EXERCISE DETAILS –
Count every line where "components" shows up, and give that number only.

....................

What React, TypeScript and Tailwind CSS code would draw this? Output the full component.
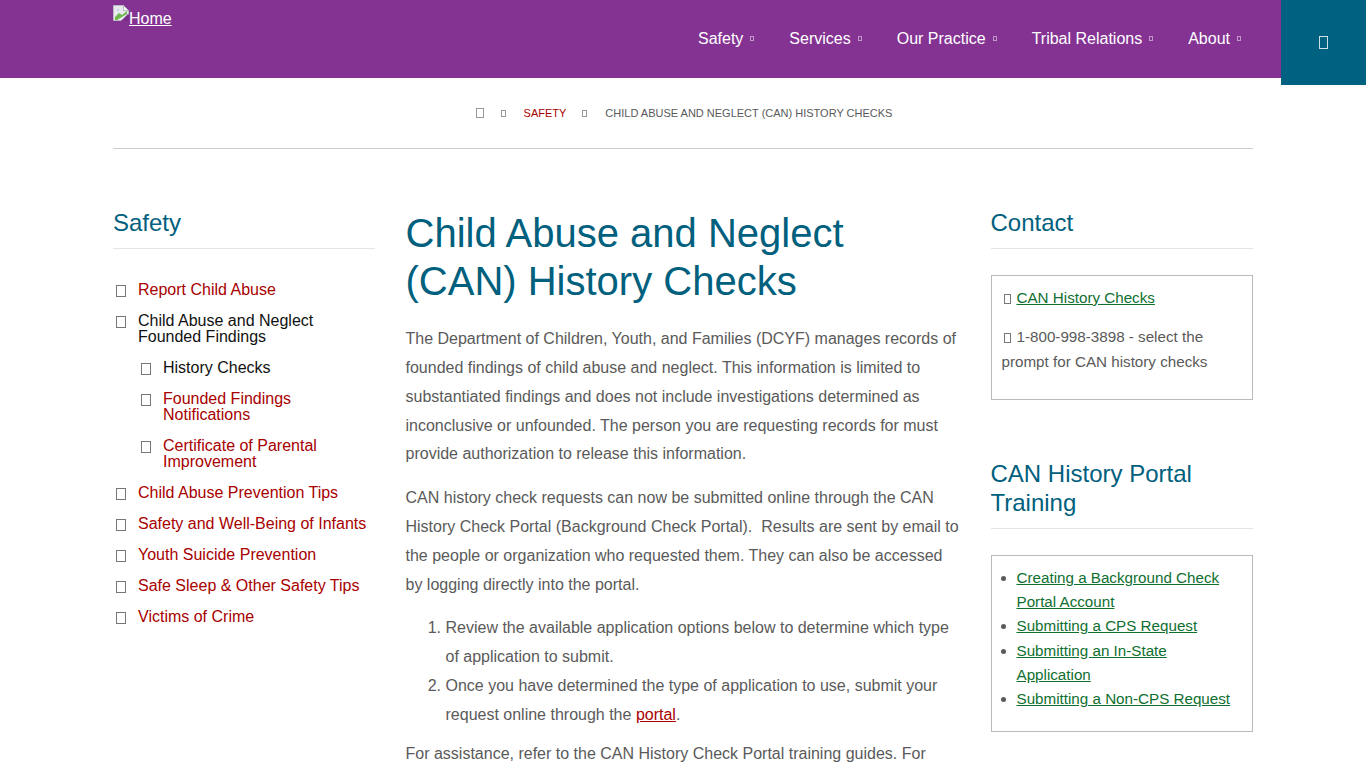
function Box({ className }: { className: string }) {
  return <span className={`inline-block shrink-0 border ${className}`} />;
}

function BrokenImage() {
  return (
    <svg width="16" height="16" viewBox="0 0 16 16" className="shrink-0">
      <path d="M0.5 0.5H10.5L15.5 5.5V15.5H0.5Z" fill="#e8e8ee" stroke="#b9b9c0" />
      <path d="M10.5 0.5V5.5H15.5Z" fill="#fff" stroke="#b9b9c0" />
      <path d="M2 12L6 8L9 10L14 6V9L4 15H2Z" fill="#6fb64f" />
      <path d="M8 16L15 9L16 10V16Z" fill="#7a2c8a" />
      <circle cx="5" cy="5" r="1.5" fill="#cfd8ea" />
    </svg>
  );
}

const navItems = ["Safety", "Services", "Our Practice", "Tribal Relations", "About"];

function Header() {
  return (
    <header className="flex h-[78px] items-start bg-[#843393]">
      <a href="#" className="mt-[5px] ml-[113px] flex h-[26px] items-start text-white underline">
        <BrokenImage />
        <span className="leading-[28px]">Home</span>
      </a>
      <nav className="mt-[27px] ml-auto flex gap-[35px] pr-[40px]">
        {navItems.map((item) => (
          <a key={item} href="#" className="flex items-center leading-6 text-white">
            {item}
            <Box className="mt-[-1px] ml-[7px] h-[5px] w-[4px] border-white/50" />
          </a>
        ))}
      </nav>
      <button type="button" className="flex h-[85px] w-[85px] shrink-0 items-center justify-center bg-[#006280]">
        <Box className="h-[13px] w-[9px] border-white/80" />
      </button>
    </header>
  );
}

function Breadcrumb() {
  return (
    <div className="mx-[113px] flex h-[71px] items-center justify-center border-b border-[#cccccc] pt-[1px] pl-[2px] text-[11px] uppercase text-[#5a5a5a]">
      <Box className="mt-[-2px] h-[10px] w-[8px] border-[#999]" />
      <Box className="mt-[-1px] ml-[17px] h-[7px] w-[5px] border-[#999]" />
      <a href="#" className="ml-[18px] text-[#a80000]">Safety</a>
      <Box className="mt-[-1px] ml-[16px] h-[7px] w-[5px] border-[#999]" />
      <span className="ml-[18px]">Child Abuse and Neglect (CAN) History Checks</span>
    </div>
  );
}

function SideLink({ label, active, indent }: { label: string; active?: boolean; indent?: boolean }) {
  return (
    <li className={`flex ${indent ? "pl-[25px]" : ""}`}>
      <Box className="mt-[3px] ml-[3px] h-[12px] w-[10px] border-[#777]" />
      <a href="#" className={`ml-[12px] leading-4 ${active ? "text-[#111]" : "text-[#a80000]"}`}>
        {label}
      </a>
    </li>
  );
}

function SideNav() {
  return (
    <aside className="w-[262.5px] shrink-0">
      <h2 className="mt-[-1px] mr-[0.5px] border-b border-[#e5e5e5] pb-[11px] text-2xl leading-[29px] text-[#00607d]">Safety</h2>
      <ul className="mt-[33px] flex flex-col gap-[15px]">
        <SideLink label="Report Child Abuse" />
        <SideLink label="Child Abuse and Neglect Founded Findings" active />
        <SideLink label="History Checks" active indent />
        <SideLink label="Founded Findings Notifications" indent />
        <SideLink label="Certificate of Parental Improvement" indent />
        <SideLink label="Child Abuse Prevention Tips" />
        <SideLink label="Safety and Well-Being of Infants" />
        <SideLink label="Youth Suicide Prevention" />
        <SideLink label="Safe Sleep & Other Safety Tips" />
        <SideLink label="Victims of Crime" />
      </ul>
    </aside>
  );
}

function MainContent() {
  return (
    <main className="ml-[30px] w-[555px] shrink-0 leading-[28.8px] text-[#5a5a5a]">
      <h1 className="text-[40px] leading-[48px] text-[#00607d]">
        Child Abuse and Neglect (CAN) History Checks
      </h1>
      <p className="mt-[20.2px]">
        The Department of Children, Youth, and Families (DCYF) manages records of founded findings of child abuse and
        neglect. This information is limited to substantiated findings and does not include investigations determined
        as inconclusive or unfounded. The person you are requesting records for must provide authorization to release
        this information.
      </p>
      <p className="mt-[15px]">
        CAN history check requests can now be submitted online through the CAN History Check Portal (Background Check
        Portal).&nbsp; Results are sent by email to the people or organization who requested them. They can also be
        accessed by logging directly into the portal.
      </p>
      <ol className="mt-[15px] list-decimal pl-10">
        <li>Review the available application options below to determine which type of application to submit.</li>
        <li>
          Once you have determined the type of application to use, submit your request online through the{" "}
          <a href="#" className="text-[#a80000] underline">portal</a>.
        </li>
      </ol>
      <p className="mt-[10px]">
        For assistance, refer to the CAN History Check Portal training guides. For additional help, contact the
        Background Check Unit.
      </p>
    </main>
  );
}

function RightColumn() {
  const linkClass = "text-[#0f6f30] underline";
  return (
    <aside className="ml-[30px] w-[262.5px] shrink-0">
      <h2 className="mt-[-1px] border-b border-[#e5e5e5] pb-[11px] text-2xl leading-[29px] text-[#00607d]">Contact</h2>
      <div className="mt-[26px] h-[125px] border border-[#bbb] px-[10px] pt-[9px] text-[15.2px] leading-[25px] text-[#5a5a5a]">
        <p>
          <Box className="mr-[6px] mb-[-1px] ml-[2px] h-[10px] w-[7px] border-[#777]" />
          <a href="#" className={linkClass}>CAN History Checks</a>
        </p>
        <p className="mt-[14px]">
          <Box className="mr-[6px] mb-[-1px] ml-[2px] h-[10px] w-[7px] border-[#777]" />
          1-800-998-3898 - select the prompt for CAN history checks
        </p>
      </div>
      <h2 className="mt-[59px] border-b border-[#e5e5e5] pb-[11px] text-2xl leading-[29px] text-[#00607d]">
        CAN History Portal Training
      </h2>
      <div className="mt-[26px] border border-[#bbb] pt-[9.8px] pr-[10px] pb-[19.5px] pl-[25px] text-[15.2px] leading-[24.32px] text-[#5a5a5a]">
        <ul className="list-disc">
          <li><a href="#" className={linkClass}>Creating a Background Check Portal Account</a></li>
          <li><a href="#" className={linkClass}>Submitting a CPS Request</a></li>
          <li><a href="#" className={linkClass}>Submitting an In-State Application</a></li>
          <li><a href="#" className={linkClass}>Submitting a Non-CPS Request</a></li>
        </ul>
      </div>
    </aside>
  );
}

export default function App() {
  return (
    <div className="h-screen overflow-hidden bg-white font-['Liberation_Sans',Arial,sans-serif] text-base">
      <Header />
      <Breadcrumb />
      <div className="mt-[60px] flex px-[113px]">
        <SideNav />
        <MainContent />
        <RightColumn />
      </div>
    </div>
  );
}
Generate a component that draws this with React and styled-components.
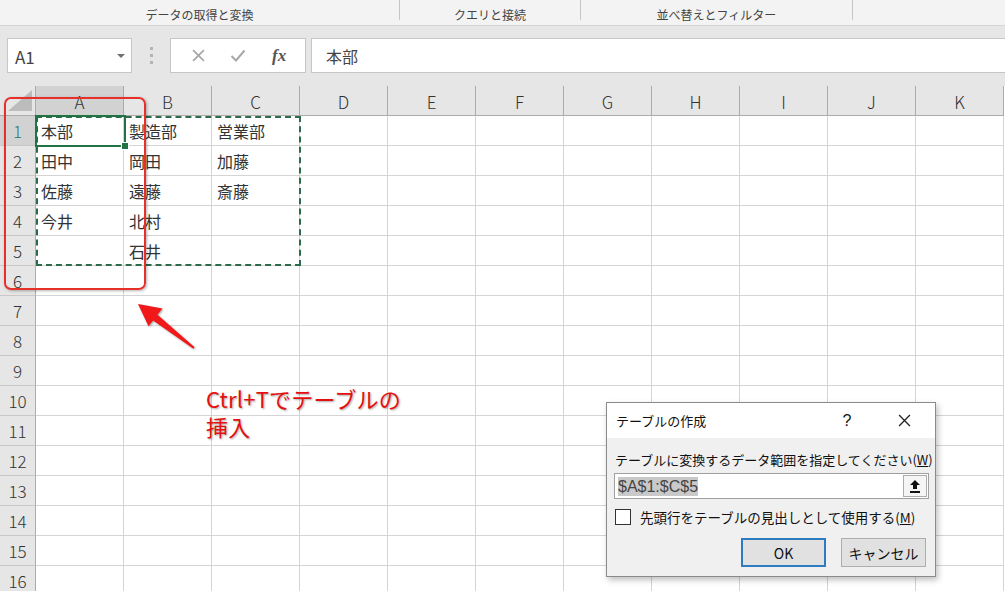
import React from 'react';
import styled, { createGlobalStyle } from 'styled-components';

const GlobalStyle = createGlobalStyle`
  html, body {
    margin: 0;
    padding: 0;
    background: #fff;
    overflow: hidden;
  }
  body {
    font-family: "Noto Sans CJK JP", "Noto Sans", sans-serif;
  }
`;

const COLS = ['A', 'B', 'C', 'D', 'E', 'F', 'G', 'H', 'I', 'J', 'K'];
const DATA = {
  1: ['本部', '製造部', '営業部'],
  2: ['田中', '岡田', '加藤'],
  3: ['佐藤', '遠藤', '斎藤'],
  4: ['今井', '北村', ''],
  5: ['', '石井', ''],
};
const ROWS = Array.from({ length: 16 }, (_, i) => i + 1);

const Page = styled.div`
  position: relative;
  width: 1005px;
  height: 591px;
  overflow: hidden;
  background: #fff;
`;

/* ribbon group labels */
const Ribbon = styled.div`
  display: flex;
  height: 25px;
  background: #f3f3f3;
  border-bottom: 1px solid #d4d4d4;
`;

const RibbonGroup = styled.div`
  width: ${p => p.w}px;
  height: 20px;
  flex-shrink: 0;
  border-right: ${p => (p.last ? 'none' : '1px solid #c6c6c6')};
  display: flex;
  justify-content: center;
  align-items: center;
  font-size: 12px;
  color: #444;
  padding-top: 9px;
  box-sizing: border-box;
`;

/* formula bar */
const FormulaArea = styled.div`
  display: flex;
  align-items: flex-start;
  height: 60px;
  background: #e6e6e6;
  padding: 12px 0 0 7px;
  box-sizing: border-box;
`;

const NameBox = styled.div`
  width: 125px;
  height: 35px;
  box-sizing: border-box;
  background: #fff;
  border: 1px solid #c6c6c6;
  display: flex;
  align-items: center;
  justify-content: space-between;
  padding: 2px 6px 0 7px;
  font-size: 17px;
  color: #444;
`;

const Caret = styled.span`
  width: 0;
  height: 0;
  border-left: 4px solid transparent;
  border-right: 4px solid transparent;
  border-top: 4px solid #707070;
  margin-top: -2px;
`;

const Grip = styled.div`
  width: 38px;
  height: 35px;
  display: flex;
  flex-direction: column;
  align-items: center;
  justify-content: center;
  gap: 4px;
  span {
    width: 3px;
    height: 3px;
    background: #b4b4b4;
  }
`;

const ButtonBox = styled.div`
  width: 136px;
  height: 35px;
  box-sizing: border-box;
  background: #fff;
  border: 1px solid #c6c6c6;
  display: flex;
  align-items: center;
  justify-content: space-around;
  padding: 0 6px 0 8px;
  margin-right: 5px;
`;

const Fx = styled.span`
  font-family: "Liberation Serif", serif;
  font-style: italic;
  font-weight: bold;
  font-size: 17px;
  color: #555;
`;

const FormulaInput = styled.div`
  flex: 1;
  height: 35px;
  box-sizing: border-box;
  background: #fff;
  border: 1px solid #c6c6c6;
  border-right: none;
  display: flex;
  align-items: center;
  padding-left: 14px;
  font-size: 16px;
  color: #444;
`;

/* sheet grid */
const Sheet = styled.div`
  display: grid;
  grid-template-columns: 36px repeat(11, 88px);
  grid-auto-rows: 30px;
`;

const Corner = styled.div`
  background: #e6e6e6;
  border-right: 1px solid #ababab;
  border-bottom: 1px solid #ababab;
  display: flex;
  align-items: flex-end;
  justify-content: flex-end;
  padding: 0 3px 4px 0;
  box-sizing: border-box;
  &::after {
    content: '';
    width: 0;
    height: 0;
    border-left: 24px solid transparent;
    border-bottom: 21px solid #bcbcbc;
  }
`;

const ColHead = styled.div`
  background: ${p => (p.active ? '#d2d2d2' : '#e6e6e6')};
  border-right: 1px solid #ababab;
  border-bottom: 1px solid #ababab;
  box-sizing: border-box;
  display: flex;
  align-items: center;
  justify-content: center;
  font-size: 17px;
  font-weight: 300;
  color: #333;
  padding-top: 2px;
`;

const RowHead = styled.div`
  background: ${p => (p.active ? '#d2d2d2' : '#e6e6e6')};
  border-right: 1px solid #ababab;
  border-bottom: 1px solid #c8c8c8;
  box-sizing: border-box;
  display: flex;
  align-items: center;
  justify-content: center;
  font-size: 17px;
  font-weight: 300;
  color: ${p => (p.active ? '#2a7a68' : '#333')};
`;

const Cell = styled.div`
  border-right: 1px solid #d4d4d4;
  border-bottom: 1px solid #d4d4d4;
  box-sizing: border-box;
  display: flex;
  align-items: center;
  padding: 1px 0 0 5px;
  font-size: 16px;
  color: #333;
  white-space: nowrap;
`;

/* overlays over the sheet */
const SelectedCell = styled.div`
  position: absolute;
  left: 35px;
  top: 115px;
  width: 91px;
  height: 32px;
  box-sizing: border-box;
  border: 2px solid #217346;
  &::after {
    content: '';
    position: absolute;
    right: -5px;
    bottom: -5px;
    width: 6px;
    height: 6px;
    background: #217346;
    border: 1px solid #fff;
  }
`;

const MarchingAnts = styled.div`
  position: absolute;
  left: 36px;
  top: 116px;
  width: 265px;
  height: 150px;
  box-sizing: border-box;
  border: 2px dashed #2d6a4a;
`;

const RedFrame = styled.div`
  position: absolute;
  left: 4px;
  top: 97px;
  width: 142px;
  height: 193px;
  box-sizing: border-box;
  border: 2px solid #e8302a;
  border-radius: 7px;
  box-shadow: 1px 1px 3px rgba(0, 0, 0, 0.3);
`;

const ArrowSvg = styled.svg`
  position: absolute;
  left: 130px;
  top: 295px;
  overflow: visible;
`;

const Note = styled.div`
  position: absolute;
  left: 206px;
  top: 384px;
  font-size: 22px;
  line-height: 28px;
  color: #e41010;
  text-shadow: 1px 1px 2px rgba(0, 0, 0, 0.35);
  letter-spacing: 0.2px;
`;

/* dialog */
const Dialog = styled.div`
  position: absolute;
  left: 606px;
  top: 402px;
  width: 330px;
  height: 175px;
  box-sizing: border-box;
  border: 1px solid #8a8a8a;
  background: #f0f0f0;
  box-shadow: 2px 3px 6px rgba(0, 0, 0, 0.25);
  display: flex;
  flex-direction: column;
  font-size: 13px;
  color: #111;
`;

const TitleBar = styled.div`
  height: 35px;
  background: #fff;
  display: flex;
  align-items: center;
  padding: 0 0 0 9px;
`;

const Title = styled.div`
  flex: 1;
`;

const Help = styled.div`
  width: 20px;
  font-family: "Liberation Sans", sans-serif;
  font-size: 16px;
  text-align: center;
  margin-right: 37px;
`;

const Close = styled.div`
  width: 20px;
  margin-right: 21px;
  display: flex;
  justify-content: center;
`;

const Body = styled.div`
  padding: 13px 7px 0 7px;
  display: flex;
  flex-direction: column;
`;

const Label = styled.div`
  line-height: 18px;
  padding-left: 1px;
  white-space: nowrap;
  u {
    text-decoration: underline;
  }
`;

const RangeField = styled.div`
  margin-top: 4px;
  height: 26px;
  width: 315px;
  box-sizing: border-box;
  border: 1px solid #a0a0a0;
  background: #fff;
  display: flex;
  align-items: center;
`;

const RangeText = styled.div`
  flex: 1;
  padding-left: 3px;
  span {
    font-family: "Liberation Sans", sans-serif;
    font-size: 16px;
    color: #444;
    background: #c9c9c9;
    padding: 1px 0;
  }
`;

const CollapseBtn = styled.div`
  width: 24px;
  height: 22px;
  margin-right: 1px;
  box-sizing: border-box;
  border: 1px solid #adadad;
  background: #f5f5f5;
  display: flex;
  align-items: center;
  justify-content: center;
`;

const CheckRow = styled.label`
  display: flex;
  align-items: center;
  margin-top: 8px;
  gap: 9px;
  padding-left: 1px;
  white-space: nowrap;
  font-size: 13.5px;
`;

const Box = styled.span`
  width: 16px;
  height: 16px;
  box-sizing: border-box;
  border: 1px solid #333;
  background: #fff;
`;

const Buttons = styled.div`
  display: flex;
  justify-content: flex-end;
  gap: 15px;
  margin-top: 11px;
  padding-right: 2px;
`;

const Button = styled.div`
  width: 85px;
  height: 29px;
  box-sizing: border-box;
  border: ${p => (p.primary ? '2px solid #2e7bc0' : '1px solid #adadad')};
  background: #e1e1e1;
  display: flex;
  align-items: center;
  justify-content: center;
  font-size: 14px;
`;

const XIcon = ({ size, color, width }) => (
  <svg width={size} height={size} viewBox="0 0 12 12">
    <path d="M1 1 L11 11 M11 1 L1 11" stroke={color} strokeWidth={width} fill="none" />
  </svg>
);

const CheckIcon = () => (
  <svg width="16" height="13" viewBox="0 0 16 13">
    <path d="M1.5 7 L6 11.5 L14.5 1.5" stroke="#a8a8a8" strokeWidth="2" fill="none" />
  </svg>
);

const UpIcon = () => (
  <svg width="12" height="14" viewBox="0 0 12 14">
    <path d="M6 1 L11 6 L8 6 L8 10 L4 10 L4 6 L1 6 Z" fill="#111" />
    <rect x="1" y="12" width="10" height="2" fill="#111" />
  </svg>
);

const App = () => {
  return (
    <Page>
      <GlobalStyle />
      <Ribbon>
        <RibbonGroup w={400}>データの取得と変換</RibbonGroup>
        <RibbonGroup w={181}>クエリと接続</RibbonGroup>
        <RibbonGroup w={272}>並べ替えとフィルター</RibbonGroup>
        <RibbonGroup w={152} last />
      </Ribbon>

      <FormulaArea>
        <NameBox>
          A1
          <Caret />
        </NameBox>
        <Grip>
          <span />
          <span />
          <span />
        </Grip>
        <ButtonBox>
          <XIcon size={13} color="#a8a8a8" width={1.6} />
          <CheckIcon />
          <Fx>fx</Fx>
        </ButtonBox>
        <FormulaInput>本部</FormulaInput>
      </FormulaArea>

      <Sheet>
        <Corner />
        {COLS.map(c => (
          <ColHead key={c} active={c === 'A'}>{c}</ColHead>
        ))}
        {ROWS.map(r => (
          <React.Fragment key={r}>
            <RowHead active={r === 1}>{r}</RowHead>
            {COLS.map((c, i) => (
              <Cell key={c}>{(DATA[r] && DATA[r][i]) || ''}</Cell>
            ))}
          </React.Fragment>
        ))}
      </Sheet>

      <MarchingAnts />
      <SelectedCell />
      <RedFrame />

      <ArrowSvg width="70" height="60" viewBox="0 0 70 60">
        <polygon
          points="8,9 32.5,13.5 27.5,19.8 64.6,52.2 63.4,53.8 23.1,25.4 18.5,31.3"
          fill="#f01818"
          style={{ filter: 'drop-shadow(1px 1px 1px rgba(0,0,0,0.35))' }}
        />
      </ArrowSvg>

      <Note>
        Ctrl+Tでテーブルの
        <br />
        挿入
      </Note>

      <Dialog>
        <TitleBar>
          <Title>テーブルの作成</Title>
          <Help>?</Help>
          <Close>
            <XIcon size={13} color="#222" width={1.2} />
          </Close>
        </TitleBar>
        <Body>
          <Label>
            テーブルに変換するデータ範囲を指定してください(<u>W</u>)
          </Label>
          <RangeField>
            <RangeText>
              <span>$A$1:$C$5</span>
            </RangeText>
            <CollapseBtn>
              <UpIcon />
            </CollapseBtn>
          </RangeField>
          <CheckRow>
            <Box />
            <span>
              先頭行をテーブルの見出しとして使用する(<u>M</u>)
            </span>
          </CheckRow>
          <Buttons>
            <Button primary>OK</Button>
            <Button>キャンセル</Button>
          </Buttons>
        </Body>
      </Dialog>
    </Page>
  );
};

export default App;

....................

SOLUTION TO THIS TASK –
2